1. Because it's there and is an unavoidable part of their family and social context

  • A third of 3-4 year-olds watch TV for 9+ hours per week, average 2 hours a day
  • Another third are 'low' TV viewers (-4 ½ hours)
  • Mother at home - more TV watching, not less
  • Over half turn TV on by themselves
  • 70% of parents are happy with that
  • 9 out of 10 children aged 7-8 have access to a computer at home (10% in own bedroom)

                                                                                    (LSAC, 2008)

As well, we need to know where young children spend most of their time. It's no use having a National Early Years Curriculum Framework which ignores the main setting of early childhood development - the family home. Just look at the following figures, extrapolated from COAG's estimates of children in non-family child care settings.

Slide on 'Where are they?'

- most young children spend most of their time at home, not in formal child care settings.

Nor are children totally passive 'victims' of the media:

  • Physical exercise - 87 minutes daily
  • Read a story/talked or sung to - 78 mins.
  • 'Other play' - 70 minutes

But many families apply no controls on their children's viewing at all. Indeed, in 61% of families 'background TV' is on all day, exposing children to adult content. And Australia's regulatory body ACMA found children aged 0-4 spend 5 hours 48 mins per day on media use (watching free TV, 154 mins; subscription TV, 194 mins)

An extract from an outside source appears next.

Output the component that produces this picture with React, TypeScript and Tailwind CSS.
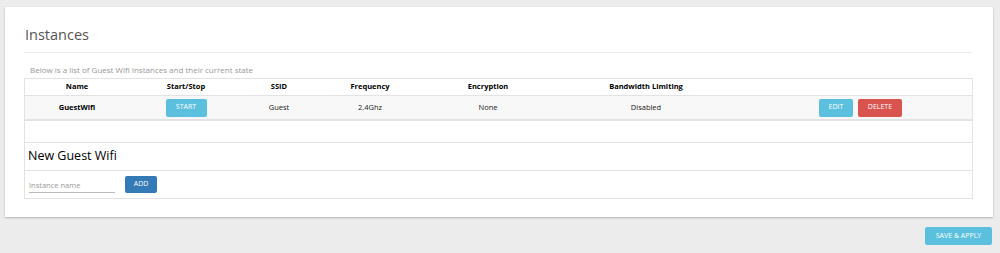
export default function App() {
  const cols = "grid grid-cols-[104px_114px_72px_110px_126px_190px_1fr] items-center";
  return (
    <div
      className="w-[1000px] h-[253px] bg-[#ececec] overflow-hidden pt-[7px] pl-[5px]"
      style={{ fontFamily: "'Open Sans', 'Noto Sans', sans-serif" }}
    >
      <div className="w-[988px] h-[210px] bg-white shadow-[0_1px_2px_rgba(0,0,0,0.25)] px-[19px] pt-[19px]">
        <div className="text-[14.5px] text-[#555] leading-[18px] pl-[1px]">Instances</div>
        <div className="mt-[8px] border-t border-[#eeeeee] w-[948px]" />
        <div className="mt-[12px] pl-[6px] text-[8px] text-[#999] leading-[10px]">
          Below is a list of Guest Wifi Instances and their current state
        </div>
        <div className="mt-[3px] w-[949px] border border-[#e3e3e3]">
          <div className={`${cols} h-[16px] text-[7.5px] font-bold text-black text-center`}>
            <div>Name</div>
            <div>Start/Stop</div>
            <div>SSID</div>
            <div>Frequency</div>
            <div>Encryption</div>
            <div>Bandwidth Limiting</div>
            <div />
          </div>
          <div className={`${cols} h-[26px] bg-[#f8f8f8] border-t border-[#e3e3e3] border-b-2 border-b-[#e3e3e3] text-[7.5px] text-[#222] text-center`}>
            <div className="font-bold text-black">GuestWifi</div>
            <div className="flex justify-center">
              <button className="w-[41px] h-[18px] bg-[#5bc0de] text-white text-[7px] rounded-[2px]">START</button>
            </div>
            <div>Guest</div>
            <div>2.4Ghz</div>
            <div>None</div>
            <div>Disabled</div>
            <div className="flex gap-[5px] pl-[78px]">
              <button className="w-[34px] h-[18px] bg-[#5bc0de] text-white text-[7px] rounded-[2px]">EDIT</button>
              <button className="w-[44px] h-[18px] bg-[#d9534f] text-white text-[7px] rounded-[2px]">DELETE</button>
            </div>
          </div>
          <div className="h-[22px] border-b border-[#e3e3e3]" />
          <div className="h-[28px] border-b border-[#e3e3e3] flex items-center pl-[3px] text-[12.5px] text-black">
            New Guest Wifi
          </div>
          <div className="h-[27px] flex items-center pl-[4px] gap-[10px]">
            <input
              placeholder="Instance name"
              className="w-[86px] h-[16px] border-b border-[#bbb] text-[7.5px] outline-none placeholder:text-[#999] pt-[2px]"
            />
            <button className="w-[32px] h-[17px] bg-[#337ab7] text-white text-[7px] rounded-[2px]">ADD</button>
          </div>
        </div>
      </div>
      <div className="flex justify-end pr-[8px] mt-[10px]">
        <button className="w-[67px] h-[18px] bg-[#5bc0de] text-white text-[7px] rounded-[2px]">SAVE &amp; APPLY</button>
      </div>
    </div>
  );
}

My second answer to Why expose young children to media technology at all? Is -

2. Learning potential :

  • Because it has enormous potential to enhance their learning about the world - often unrecognised and under-utilised

Slide:

  • Brain development in the early years - wiring & rewiring
  • Social & emotional development
  • Language development
  • Physical wellbeing & motor development
  • Cognition and general knowledge
  • Approaches to learning itself
  • Content is the key
  • Computer games - engagement, effort, mastery & scientific method
  • New forms of social interaction and activity

Earlier this week, the federal Minister for Small Business, Craig Emerson, wrote in The Australian that (as Albert Einstein said) 'imagination is more important than knowledge'. Just as the Industrial Revolution and the Enlightenment of the 1700s spread new ideas that lifted living standards, the New Growth theorists in economics are once again discovering the critical power of imagination and creativity in human development. There is little point in teaching and testing for an understanding of already established knowledge if there is not, at the same time, encouragement of creativity in our young people, the development of pools of creative talent that will take humanity forward.

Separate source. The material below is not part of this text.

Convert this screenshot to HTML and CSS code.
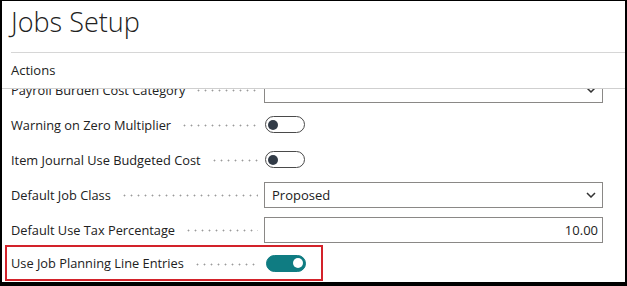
FILE: index.html
```html
<!DOCTYPE html>
<html lang="en">
<head>
    <meta charset="UTF-8">
    <meta name="viewport" content="width=device-width, initial-scale=1.0">
    <title>Jobs Setup</title>
    <link rel="stylesheet" href="styles.css">
</head>
<body>

<div class="frame">
    <header class="page-header">
        <h1 class="page-title">Jobs Setup</h1>
    </header>

    <div class="actions">Actions</div>

    <div class="fields">
        <!-- scrolled: first row sits partly under the action bar -->
        <div class="row first">
            <div class="label"><span>Payroll Burden Cost Category</span><span class="leader"></span></div>
            <div class="box select">
                <span></span>
                <svg class="chevron" width="10" height="6" viewBox="0 0 10 6"><path d="M1 1l4 4 4-4" fill="none" stroke="#333" stroke-width="1.5"/></svg>
            </div>
        </div>

        <div class="row">
            <div class="label"><span>Warning on Zero Multiplier</span><span class="leader"></span></div>
            <div class="toggle"><span class="toggle-knob"></span></div>
        </div>

        <div class="row">
            <div class="label"><span>Item Journal Use Budgeted Cost</span><span class="leader"></span></div>
            <div class="toggle"><span class="toggle-knob"></span></div>
        </div>

        <div class="row">
            <div class="label"><span>Default Job Class</span><span class="leader"></span></div>
            <div class="box select">
                <span>Proposed</span>
                <svg class="chevron" width="10" height="6" viewBox="0 0 10 6"><path d="M1 1l4 4 4-4" fill="none" stroke="#333" stroke-width="1.5"/></svg>
            </div>
        </div>

        <div class="row">
            <div class="label"><span>Default Use Tax Percentage</span><span class="leader"></span></div>
            <div class="box number">10.00</div>
        </div>

        <div class="row highlight">
            <div class="label"><span>Use Job Planning Line Entries</span><span class="leader"></span></div>
            <div class="toggle on"><span class="toggle-knob"></span></div>
        </div>
    </div>
</div>

</body>
</html>
```

FILE: styles.css
```css
body {
    margin: 0;
    background-color: #000;
    font-family: "Open Sans", "Noto Sans", sans-serif;
    color: #212121;
}
.frame {
    margin: 1px 2px 0 2px;
    height: 281px;
    background-color: #fff;
    overflow: hidden;
}
.page-header {
    height: 51px;
    margin-left: 9px;
    border-bottom: 1px solid #d6d6d6;
}
.page-title {
    margin: 0;
    padding-top: 4px;
    font-size: 27px;
    font-weight: 300;
    line-height: 34px;
}
.actions {
    height: 35px;
    line-height: 35px;
    padding-left: 9px;
    font-size: 13px;
    border-bottom: 1px solid #cfcfcf;
}
.fields {
    height: 193px;
    overflow: hidden;
}
.row {
    display: flex;
    align-items: center;
    height: 35px;
    padding-left: 9px;
}
.row.first {
    margin-top: -17px;
}
.row.highlight {
    box-sizing: border-box;
    width: 318px;
    height: 36px;
    margin-top: -2px;
    margin-left: 3px;
    padding-left: 4px;
    border: 2px solid #d3222a;
}
.label {
    display: flex;
    align-items: center;
    flex: none;
    width: 253px;
    font-size: 12.8px;
    white-space: nowrap;
}
.leader {
    flex: 1;
    height: 3px;
    margin: 2px 6px 0 10px;
    background-image: radial-gradient(circle, #9a9a9a 0.7px, transparent 1.2px);
    background-size: 7px 3px;
}
.box {
    box-sizing: border-box;
    display: flex;
    align-items: center;
    width: 339px;
    height: 26px;
    padding: 0 7px;
    border: 1px solid #8a8886;
    font-size: 13px;
}
.select {
    justify-content: space-between;
    padding-right: 6px;
}
.number {
    justify-content: flex-end;
    padding-right: 4px;
}
.toggle {
    box-sizing: border-box;
    display: flex;
    align-items: center;
    width: 40px;
    height: 17px;
    margin-left: 1px;
    padding: 0 2px;
    border: 1px solid #4a4a4a;
    border-radius: 9px;
}
.toggle-knob {
    width: 10px;
    height: 10px;
    border-radius: 50%;
    background-color: #323b47;
}
.toggle.on {
    justify-content: flex-end;
    margin-left: 2px;
    background-color: #0f7c82;
    border-color: #0f7c82;
}
.toggle.on .toggle-knob {
    background-color: #fff;
}
```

If you look carefully, you will find it is technology and the new media, not just books and intellectual discussions in academe that are driving this surge in creativity and imagination for today's young people. Radio is still a potent educational force in Third World countries, but the mobile phone is fast becoming a major tool of enlightenment. As access to the internet grows, the spread of ideas - the true engine of growth and change - becomes even more rapid.

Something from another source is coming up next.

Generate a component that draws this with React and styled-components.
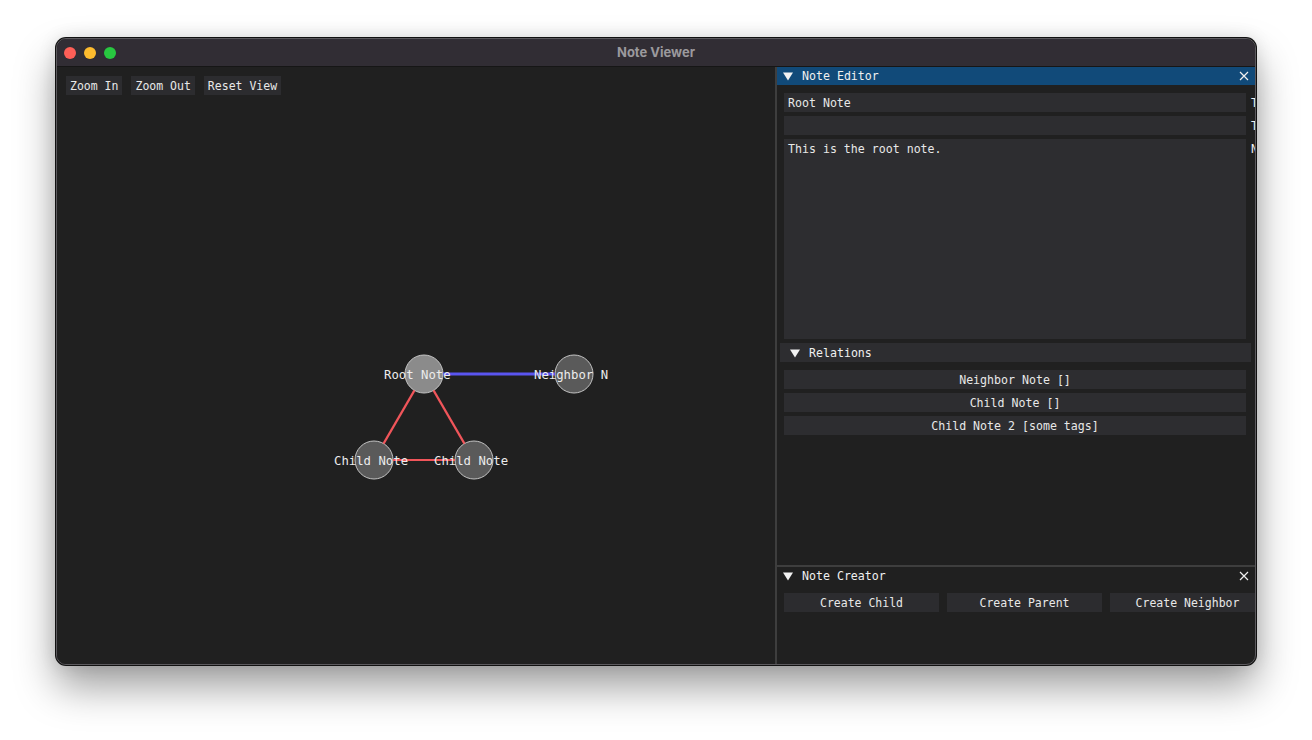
import React from "react";
import styled, {createGlobalStyle} from "styled-components";

const GlobalStyle = createGlobalStyle`
  html, body {
    margin: 0;
    padding: 0;
    background: #ffffff;
  }
  body {
    width: 1312px;
    height: 740px;
    overflow: hidden;
    font-family: "DejaVu Sans Mono", "Liberation Mono", monospace;
  }
`;

const Page = styled.div`
  display: flex;
  justify-content: center;
  padding-top: 38px;
`;

const Window = styled.div`
  width: 1200px;
  height: 627px;
  box-sizing: border-box;
  border-radius: 10px;
  border: 1px solid #5c5a5e;
  box-shadow: 0 0 0 1px #111, 0 22px 40px rgba(0, 0, 0, 0.38), 0 0 18px rgba(0, 0, 0, 0.12);
  overflow: hidden;
  display: flex;
  flex-direction: column;
  background: #202020;
`;

const TitleBar = styled.div`
  height: 27px;
  flex: none;
  background: #312d34;
  border-bottom: 1px solid #161616;
  display: flex;
  align-items: center;
  position: relative;
`;

const Lights = styled.div`
  display: flex;
  gap: 8px;
  padding-left: 7px;
`;

const Light = styled.span`
  width: 12px;
  height: 12px;
  border-radius: 50%;
  background: ${p => p.color};
`;

const Title = styled.div`
  position: absolute;
  left: 0;
  right: 0;
  top: 5px;
  text-align: center;
  font-family: Inter, "Liberation Sans", sans-serif;
  font-weight: 700;
  font-size: 13px;
  line-height: 16px;
  color: #9b999d;
  pointer-events: none;
`;

const Body = styled.div`
  flex: 1;
  display: flex;
  min-height: 0;
`;

const GraphPane = styled.div`
  width: 718px;
  flex: none;
  display: flex;
  flex-direction: column;
  background: #202020;
  border-right: 2px solid #3e3e3e;
`;

const Toolbar = styled.div`
  display: flex;
  gap: 9px;
  padding: 9px 9px 0;
`;

const Button = styled.div`
  height: 19px;
  box-sizing: border-box;
  padding: 1px 4px 0;
  background: #2c2c2f;
  color: #e8e8e8;
  font-size: 11.5px;
  line-height: 19px;
  white-space: pre;
  overflow: hidden;
  text-align: ${p => p.center ? "center" : "left"};
  flex: none;
  width: ${p => p.w ? p.w + "px" : "auto"};
`;

const Canvas = styled.svg`
  flex: 1;
  width: 100%;
  display: block;
  overflow: visible;
`;

const SidePane = styled.div`
  flex: 1;
  display: flex;
  flex-direction: column;
  min-width: 0;
  overflow: hidden;
`;

const Panel = styled.div`
  display: flex;
  flex-direction: column;
  flex: ${p => p.grow ? 1 : "none"};
  height: ${p => p.h ? p.h + "px" : "auto"};
  border-top: ${p => p.divided ? "2px solid #3e3e3e" : "none"};
  overflow: hidden;
`;

const PanelHeader = styled.div`
  height: 18px;
  flex: none;
  display: flex;
  align-items: center;
  background: ${p => p.active ? "#114a79" : "#202020"};
  color: #f0f0f0;
  font-size: 11.6px;
  padding: 0 6px 0 6px;
`;

const HeaderLabel = styled.span`
  flex: 1;
  padding-left: 9px;
  white-space: pre;
`;

const PanelBody = styled.div`
  display: flex;
  flex-direction: column;
  padding: 8px 0 0 7px;
  gap: 4px;
`;

const FieldRow = styled.div`
  display: flex;
  align-items: flex-start;
  gap: 5px;
  width: 520px;
`;

const Field = styled.div`
  width: 462px;
  height: ${p => p.h || 19}px;
  flex: none;
  box-sizing: border-box;
  background: #2d2d30;
  color: #e8e8e8;
  font-size: 11.6px;
  line-height: 19px;
  padding: 1px 4px 0;
  white-space: pre;
  text-align: ${p => p.center ? "center" : "left"};
`;

const FieldLabel = styled.span`
  color: #f0f0f0;
  font-size: 11.6px;
  line-height: 19px;
  height: 19px;
  padding-top: 1px;
  box-sizing: border-box;
`;

const SectionHeader = styled.div`
  height: 19px;
  width: 471px;
  margin-left: -4px;
  box-sizing: border-box;
  display: flex;
  align-items: center;
  background: #2d2d30;
  color: #f0f0f0;
  font-size: 11.6px;
  padding: 1px 0 0 10px;
  margin-bottom: 4px;
`;

const ButtonRow = styled.div`
  display: flex;
  gap: 8px;
`;

const Caret = () => (
  <svg width="10" height="9" viewBox="0 0 10 9">
    <polygon points="0,0.5 10,0.5 5,8.5" fill="#f2f2f2"/>
  </svg>
);

const Close = () => (
  <svg width="10" height="10" viewBox="0 0 10 10">
    <path d="M1 1 L9 9 M9 1 L1 9" stroke="#f0f0f0" strokeWidth="1.2"/>
  </svg>
);

const nodes = [
  {id: "root", x: 367, y: 279, label: "Root Note", fill: "#8b8b8b"},
  {id: "nb", x: 517, y: 279, label: "Neighbor N", fill: "#5a5a5a"},
  {id: "c1", x: 317, y: 365, label: "Child Note", fill: "#5a5a5a"},
  {id: "c2", x: 417, y: 365, label: "Child Note", fill: "#5a5a5a"},
];

const edges = [
  {a: "root", b: "nb", color: "#5a55f0", w: 3},
  {a: "root", b: "c1", color: "#f0555a", w: 2.2},
  {a: "root", b: "c2", color: "#f0555a", w: 2.2},
  {a: "c1", b: "c2", color: "#f0555a", w: 2.2},
];

const R = 19;

function Graph() {
  const byId = Object.fromEntries(nodes.map(n => [n.id, n]));
  return (
    <Canvas>
      {nodes.map(n => (
        <circle key={n.id} cx={n.x} cy={n.y} r={R} fill={n.fill} stroke="#c4c4c4" strokeWidth="1"/>
      ))}
      {edges.map((e, i) => {
        const a = byId[e.a], b = byId[e.b];
        const dx = b.x - a.x, dy = b.y - a.y;
        const len = Math.hypot(dx, dy);
        const ux = dx / len, uy = dy / len;
        return (
          <line key={i} x1={a.x + ux * R} y1={a.y + uy * R} x2={b.x - ux * R} y2={b.y - uy * R}
                stroke={e.color} strokeWidth={e.w}/>
        );
      })}
      {nodes.map(n => (
        <text key={n.id} x={n.x - 40} y={n.y + 5} fill="#ececec" fontSize="12.3"
              fontFamily="DejaVu Sans Mono, Liberation Mono, monospace">{n.label}</text>
      ))}
    </Canvas>
  );
}

export default function App() {
  return (
    <>
      <GlobalStyle/>
      <Page>
        <Window>
          <TitleBar>
            <Lights>
              <Light color="#fe5f57"/>
              <Light color="#febc2e"/>
              <Light color="#28c840"/>
            </Lights>
            <Title>Note Viewer</Title>
          </TitleBar>
          <Body>
            <GraphPane>
              <Toolbar>
                <Button>Zoom In</Button>
                <Button>Zoom Out</Button>
                <Button>Reset View</Button>
              </Toolbar>
              <Graph/>
            </GraphPane>
            <SidePane>
              <Panel h={498}>
                <PanelHeader active>
                  <Caret/>
                  <HeaderLabel>Note Editor</HeaderLabel>
                  <Close/>
                </PanelHeader>
                <PanelBody>
                  <FieldRow>
                    <Field>Root Note</Field>
                    <FieldLabel>Title</FieldLabel>
                  </FieldRow>
                  <FieldRow>
                    <Field/>
                    <FieldLabel>Tags</FieldLabel>
                  </FieldRow>
                  <FieldRow>
                    <Field h={200}>This is the root note.</Field>
                    <FieldLabel>Note</FieldLabel>
                  </FieldRow>
                  <SectionHeader>
                    <Caret/>
                    <HeaderLabel>Relations</HeaderLabel>
                  </SectionHeader>
                  <Field center>Neighbor Note []</Field>
                  <Field center>Child Note []</Field>
                  <Field center>Child Note 2 [some tags]</Field>
                </PanelBody>
              </Panel>
              <Panel grow divided>
                <PanelHeader>
                  <Caret/>
                  <HeaderLabel>Note Creator</HeaderLabel>
                  <Close/>
                </PanelHeader>
                <PanelBody>
                  <ButtonRow>
                    <Button center w={155}>Create Child</Button>
                    <Button center w={155}>Create Parent</Button>
                    <Button center w={155}>Create Neighbor</Button>
                  </ButtonRow>
                </PanelBody>
              </Panel>
            </SidePane>
          </Body>
        </Window>
      </Page>
    </>
  );
}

And it is in early childhood that the foundations of curiosity, imagination and an exploring mind are laid.

I want to remind you of the fact that most of an individual's brain power is generated in the first years of life, especially between birth and age 3, but certainly up to the age of 8. The wealth of stimulating experience, reinforcement and strengthening of brain synapses, the extension of synthesizing links and new pathways are the determinants of later learning capacity, complex thought and expression.

Slide: Children and 'the smarts'

  • word smart
  • number smart and reasoning smart
  • picture smart
  • body smart (physical coordination/kinaesthetic know-how)
  • music smart
  • self-smart
  • people smart
  • nature smart
  • food smart
  • health smart
  • street smart
  • media smart
  • i.e. the whole child, knowing their way around in the world

It was Howard Gardner and others who pointed out the dangerous narrowness of current definitions of intelligence as measured by IQ tests. Instead, they argued, the brain is capable of developing multiple intelligences in the early years and every child needs to be given a chance to operate across all forms of intelligence, not just cognitive forms as in language and mathematics. Such intelligences develop in different pathways of the brain, at different speeds and stages, yet they are inter-connected: for example, musical and bodily/kinaesthetic intelligences affect mathematical ability; interpersonal and self-understanding influence competence in many human spheres of activity.

But the key to all early childhood learning is curiosity and exploration. It is only where such qualities are encouraged that new experiences are gained, learnings reinforced, new ideas stimulated, questions raised and new pathways of learning explored.

In the jargon, this is often called 'play-based learning', but that's too vague and often leads to unguided, unstructured play rather than to a carefully planned series of curriculum experiences in early childhood settings. The skilled kindergarten teacher of course plans a rich classroom environment and uses every experience to encourage a love of learning, a curiosity about the world and a respect for the vast array of human ideas and practices. But too often, they ignore the power of the media, distrusting what is, indeed, bad content, the distortions of commercial advertising, the shallow treatment of ideas and forgetting that the media (poor as it often is) is the source of much of a child's imaginative experience and the source of much of their knowledge and understanding of the world around them. How could it be otherwise when a third of 4 year-olds are watching television for more than nine hours a week, and another third are watching four and a half hours? Worse, when Mum is at home they are watching more television, not less. Media are an unavoidable part of family life.  

Television can be a wonderful story-teller.  The benefits that flow to children from good storytelling are many and television's learning outcomes need to be considered as part of the 0-8 curriculum. Children have always been drawn to drama over factual kids' programming. (SPAA, 2008)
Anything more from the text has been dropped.